### Goal
Set down all of the data exactly as it appears.

### Collected material
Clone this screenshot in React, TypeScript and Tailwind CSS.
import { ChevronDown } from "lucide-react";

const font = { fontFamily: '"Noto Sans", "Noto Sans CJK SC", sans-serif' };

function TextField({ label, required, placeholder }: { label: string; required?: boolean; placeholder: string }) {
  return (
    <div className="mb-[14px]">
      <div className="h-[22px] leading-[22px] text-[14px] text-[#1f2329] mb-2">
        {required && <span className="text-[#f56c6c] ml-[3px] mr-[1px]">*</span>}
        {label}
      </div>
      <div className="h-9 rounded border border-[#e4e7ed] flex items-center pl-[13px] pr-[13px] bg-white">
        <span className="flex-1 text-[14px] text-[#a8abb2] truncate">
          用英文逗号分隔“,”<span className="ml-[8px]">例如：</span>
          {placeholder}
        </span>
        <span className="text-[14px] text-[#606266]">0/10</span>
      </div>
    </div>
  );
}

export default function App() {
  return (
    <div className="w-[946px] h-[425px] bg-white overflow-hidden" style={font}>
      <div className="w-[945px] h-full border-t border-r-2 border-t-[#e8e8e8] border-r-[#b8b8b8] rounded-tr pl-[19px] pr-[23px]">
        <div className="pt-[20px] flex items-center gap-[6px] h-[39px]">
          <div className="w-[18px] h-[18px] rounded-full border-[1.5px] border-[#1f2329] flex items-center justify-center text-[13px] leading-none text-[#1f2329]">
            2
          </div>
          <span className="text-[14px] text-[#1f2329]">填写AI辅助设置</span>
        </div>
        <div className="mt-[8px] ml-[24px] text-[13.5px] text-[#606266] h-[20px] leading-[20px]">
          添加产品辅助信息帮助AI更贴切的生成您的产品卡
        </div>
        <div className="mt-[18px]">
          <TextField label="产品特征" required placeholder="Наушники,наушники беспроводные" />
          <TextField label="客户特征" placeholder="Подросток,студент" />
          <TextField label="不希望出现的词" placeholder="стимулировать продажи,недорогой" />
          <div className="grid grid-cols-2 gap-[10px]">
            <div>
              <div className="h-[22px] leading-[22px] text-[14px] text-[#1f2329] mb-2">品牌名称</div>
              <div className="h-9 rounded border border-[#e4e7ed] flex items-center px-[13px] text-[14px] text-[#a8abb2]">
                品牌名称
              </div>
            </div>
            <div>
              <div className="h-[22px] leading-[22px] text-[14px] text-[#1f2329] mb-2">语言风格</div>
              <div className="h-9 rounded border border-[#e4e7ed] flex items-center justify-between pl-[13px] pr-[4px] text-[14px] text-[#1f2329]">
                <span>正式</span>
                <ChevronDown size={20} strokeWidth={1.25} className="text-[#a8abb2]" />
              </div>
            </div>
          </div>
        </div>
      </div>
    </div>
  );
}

### Exercise response
Clone this screenshot in React, TypeScript and Tailwind CSS.
import { ChevronDown } from "lucide-react";

const font = { fontFamily: '"Noto Sans", "Noto Sans CJK SC", sans-serif' };

function TextField({ label, required, placeholder }: { label: string; required?: boolean; placeholder: string }) {
  return (
    <div className="mb-[14px]">
      <div className="h-[22px] leading-[22px] text-[14px] text-[#1f2329] mb-2">
        {required && <span className="text-[#f56c6c] ml-[3px] mr-[1px]">*</span>}
        {label}
      </div>
      <div className="h-9 rounded border border-[#e4e7ed] flex items-center pl-[13px] pr-[13px] bg-white">
        <span className="flex-1 text-[14px] text-[#a8abb2] truncate">
          用英文逗号分隔“,”<span className="ml-[8px]">例如：</span>
          {placeholder}
        </span>
        <span className="text-[14px] text-[#606266]">0/10</span>
      </div>
    </div>
  );
}

export default function App() {
  return (
    <div className="w-[946px] h-[425px] bg-white overflow-hidden" style={font}>
      <div className="w-[945px] h-full border-t border-r-2 border-t-[#e8e8e8] border-r-[#b8b8b8] rounded-tr pl-[19px] pr-[23px]">
        <div className="pt-[20px] flex items-center gap-[6px] h-[39px]">
          <div className="w-[18px] h-[18px] rounded-full border-[1.5px] border-[#1f2329] flex items-center justify-center text-[13px] leading-none text-[#1f2329]">
            2
          </div>
          <span className="text-[14px] text-[#1f2329]">填写AI辅助设置</span>
        </div>
        <div className="mt-[8px] ml-[24px] text-[13.5px] text-[#606266] h-[20px] leading-[20px]">
          添加产品辅助信息帮助AI更贴切的生成您的产品卡
        </div>
        <div className="mt-[18px]">
          <TextField label="产品特征" required placeholder="Наушники,наушники беспроводные" />
          <TextField label="客户特征" placeholder="Подросток,студент" />
          <TextField label="不希望出现的词" placeholder="стимулировать продажи,недорогой" />
          <div className="grid grid-cols-2 gap-[10px]">
            <div>
              <div className="h-[22px] leading-[22px] text-[14px] text-[#1f2329] mb-2">品牌名称</div>
              <div className="h-9 rounded border border-[#e4e7ed] flex items-center px-[13px] text-[14px] text-[#a8abb2]">
                品牌名称
              </div>
            </div>
            <div>
              <div className="h-[22px] leading-[22px] text-[14px] text-[#1f2329] mb-2">语言风格</div>
              <div className="h-9 rounded border border-[#e4e7ed] flex items-center justify-between pl-[13px] pr-[4px] text-[14px] text-[#1f2329]">
                <span>正式</span>
                <ChevronDown size={20} strokeWidth={1.25} className="text-[#a8abb2]" />
              </div>
            </div>
          </div>
        </div>
      </div>
    </div>
  );
}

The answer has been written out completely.